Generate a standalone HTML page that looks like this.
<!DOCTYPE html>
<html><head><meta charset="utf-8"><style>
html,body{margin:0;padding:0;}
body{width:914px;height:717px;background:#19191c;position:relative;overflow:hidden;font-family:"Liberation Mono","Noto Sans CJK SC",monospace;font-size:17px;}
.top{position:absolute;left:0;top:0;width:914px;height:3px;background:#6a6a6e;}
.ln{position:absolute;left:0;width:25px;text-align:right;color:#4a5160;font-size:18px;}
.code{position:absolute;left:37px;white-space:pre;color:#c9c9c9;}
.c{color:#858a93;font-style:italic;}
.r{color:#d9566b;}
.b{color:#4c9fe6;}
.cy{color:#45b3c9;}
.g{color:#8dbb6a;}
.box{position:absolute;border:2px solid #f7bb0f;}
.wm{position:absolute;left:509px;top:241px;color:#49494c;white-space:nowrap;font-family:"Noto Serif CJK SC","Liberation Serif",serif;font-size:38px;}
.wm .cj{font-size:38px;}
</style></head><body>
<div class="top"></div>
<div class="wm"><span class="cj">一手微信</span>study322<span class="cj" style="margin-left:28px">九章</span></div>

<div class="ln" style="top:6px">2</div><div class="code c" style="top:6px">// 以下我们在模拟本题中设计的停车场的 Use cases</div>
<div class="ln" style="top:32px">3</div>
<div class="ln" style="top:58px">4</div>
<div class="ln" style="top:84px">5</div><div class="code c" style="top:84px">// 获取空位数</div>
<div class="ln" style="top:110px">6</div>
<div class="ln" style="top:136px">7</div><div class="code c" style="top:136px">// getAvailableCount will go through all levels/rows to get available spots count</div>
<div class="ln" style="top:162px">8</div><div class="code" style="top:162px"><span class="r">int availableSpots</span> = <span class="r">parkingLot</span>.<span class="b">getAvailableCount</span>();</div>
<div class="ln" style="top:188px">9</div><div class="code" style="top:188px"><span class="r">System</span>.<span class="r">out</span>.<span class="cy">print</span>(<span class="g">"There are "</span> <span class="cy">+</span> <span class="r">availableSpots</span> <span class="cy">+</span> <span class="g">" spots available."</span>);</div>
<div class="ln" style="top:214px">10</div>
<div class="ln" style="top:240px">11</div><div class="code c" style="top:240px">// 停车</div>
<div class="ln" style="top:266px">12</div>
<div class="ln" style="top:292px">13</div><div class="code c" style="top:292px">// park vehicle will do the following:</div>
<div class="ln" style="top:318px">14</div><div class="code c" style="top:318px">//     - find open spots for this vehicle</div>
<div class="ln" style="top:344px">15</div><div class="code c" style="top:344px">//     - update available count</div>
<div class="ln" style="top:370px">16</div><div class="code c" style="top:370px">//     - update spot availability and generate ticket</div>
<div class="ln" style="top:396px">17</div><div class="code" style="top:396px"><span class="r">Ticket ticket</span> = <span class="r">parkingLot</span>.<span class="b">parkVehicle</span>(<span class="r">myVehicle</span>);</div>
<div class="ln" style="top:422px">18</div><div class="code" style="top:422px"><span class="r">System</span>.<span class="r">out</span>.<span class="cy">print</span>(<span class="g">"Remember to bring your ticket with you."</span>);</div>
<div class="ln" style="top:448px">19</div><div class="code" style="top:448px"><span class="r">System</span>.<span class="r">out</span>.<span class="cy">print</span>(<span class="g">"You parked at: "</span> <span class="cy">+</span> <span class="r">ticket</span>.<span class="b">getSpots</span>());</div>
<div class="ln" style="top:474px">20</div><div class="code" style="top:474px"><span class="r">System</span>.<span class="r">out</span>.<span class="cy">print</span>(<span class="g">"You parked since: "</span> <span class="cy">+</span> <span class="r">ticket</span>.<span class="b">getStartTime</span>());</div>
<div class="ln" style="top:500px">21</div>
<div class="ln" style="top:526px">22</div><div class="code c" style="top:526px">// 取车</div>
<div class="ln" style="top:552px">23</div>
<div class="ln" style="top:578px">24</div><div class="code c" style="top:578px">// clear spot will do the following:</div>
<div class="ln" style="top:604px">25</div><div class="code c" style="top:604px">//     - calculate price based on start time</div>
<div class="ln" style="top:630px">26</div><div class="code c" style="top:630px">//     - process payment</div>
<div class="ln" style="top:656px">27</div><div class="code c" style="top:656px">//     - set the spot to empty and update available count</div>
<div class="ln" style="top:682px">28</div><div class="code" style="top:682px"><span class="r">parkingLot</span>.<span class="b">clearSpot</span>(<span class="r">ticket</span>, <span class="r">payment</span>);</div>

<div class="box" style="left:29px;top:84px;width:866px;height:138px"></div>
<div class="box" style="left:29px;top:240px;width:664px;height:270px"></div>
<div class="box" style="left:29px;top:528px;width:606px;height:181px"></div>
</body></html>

**WHAT THE TASK ASKS**
Type out the material again exactly as presented.

**FINISHED TASK**
Generate a standalone HTML page that looks like this.
<!DOCTYPE html>
<html><head><meta charset="utf-8"><style>
html,body{margin:0;padding:0;}
body{width:914px;height:717px;background:#19191c;position:relative;overflow:hidden;font-family:"Liberation Mono","Noto Sans CJK SC",monospace;font-size:17px;}
.top{position:absolute;left:0;top:0;width:914px;height:3px;background:#6a6a6e;}
.ln{position:absolute;left:0;width:25px;text-align:right;color:#4a5160;font-size:18px;}
.code{position:absolute;left:37px;white-space:pre;color:#c9c9c9;}
.c{color:#858a93;font-style:italic;}
.r{color:#d9566b;}
.b{color:#4c9fe6;}
.cy{color:#45b3c9;}
.g{color:#8dbb6a;}
.box{position:absolute;border:2px solid #f7bb0f;}
.wm{position:absolute;left:509px;top:241px;color:#49494c;white-space:nowrap;font-family:"Noto Serif CJK SC","Liberation Serif",serif;font-size:38px;}
.wm .cj{font-size:38px;}
</style></head><body>
<div class="top"></div>
<div class="wm"><span class="cj">一手微信</span>study322<span class="cj" style="margin-left:28px">九章</span></div>

<div class="ln" style="top:6px">2</div><div class="code c" style="top:6px">// 以下我们在模拟本题中设计的停车场的 Use cases</div>
<div class="ln" style="top:32px">3</div>
<div class="ln" style="top:58px">4</div>
<div class="ln" style="top:84px">5</div><div class="code c" style="top:84px">// 获取空位数</div>
<div class="ln" style="top:110px">6</div>
<div class="ln" style="top:136px">7</div><div class="code c" style="top:136px">// getAvailableCount will go through all levels/rows to get available spots count</div>
<div class="ln" style="top:162px">8</div><div class="code" style="top:162px"><span class="r">int availableSpots</span> = <span class="r">parkingLot</span>.<span class="b">getAvailableCount</span>();</div>
<div class="ln" style="top:188px">9</div><div class="code" style="top:188px"><span class="r">System</span>.<span class="r">out</span>.<span class="cy">print</span>(<span class="g">"There are "</span> <span class="cy">+</span> <span class="r">availableSpots</span> <span class="cy">+</span> <span class="g">" spots available."</span>);</div>
<div class="ln" style="top:214px">10</div>
<div class="ln" style="top:240px">11</div><div class="code c" style="top:240px">// 停车</div>
<div class="ln" style="top:266px">12</div>
<div class="ln" style="top:292px">13</div><div class="code c" style="top:292px">// park vehicle will do the following:</div>
<div class="ln" style="top:318px">14</div><div class="code c" style="top:318px">//     - find open spots for this vehicle</div>
<div class="ln" style="top:344px">15</div><div class="code c" style="top:344px">//     - update available count</div>
<div class="ln" style="top:370px">16</div><div class="code c" style="top:370px">//     - update spot availability and generate ticket</div>
<div class="ln" style="top:396px">17</div><div class="code" style="top:396px"><span class="r">Ticket ticket</span> = <span class="r">parkingLot</span>.<span class="b">parkVehicle</span>(<span class="r">myVehicle</span>);</div>
<div class="ln" style="top:422px">18</div><div class="code" style="top:422px"><span class="r">System</span>.<span class="r">out</span>.<span class="cy">print</span>(<span class="g">"Remember to bring your ticket with you."</span>);</div>
<div class="ln" style="top:448px">19</div><div class="code" style="top:448px"><span class="r">System</span>.<span class="r">out</span>.<span class="cy">print</span>(<span class="g">"You parked at: "</span> <span class="cy">+</span> <span class="r">ticket</span>.<span class="b">getSpots</span>());</div>
<div class="ln" style="top:474px">20</div><div class="code" style="top:474px"><span class="r">System</span>.<span class="r">out</span>.<span class="cy">print</span>(<span class="g">"You parked since: "</span> <span class="cy">+</span> <span class="r">ticket</span>.<span class="b">getStartTime</span>());</div>
<div class="ln" style="top:500px">21</div>
<div class="ln" style="top:526px">22</div><div class="code c" style="top:526px">// 取车</div>
<div class="ln" style="top:552px">23</div>
<div class="ln" style="top:578px">24</div><div class="code c" style="top:578px">// clear spot will do the following:</div>
<div class="ln" style="top:604px">25</div><div class="code c" style="top:604px">//     - calculate price based on start time</div>
<div class="ln" style="top:630px">26</div><div class="code c" style="top:630px">//     - process payment</div>
<div class="ln" style="top:656px">27</div><div class="code c" style="top:656px">//     - set the spot to empty and update available count</div>
<div class="ln" style="top:682px">28</div><div class="code" style="top:682px"><span class="r">parkingLot</span>.<span class="b">clearSpot</span>(<span class="r">ticket</span>, <span class="r">payment</span>);</div>

<div class="box" style="left:29px;top:84px;width:866px;height:138px"></div>
<div class="box" style="left:29px;top:240px;width:664px;height:270px"></div>
<div class="box" style="left:29px;top:528px;width:606px;height:181px"></div>
</body></html>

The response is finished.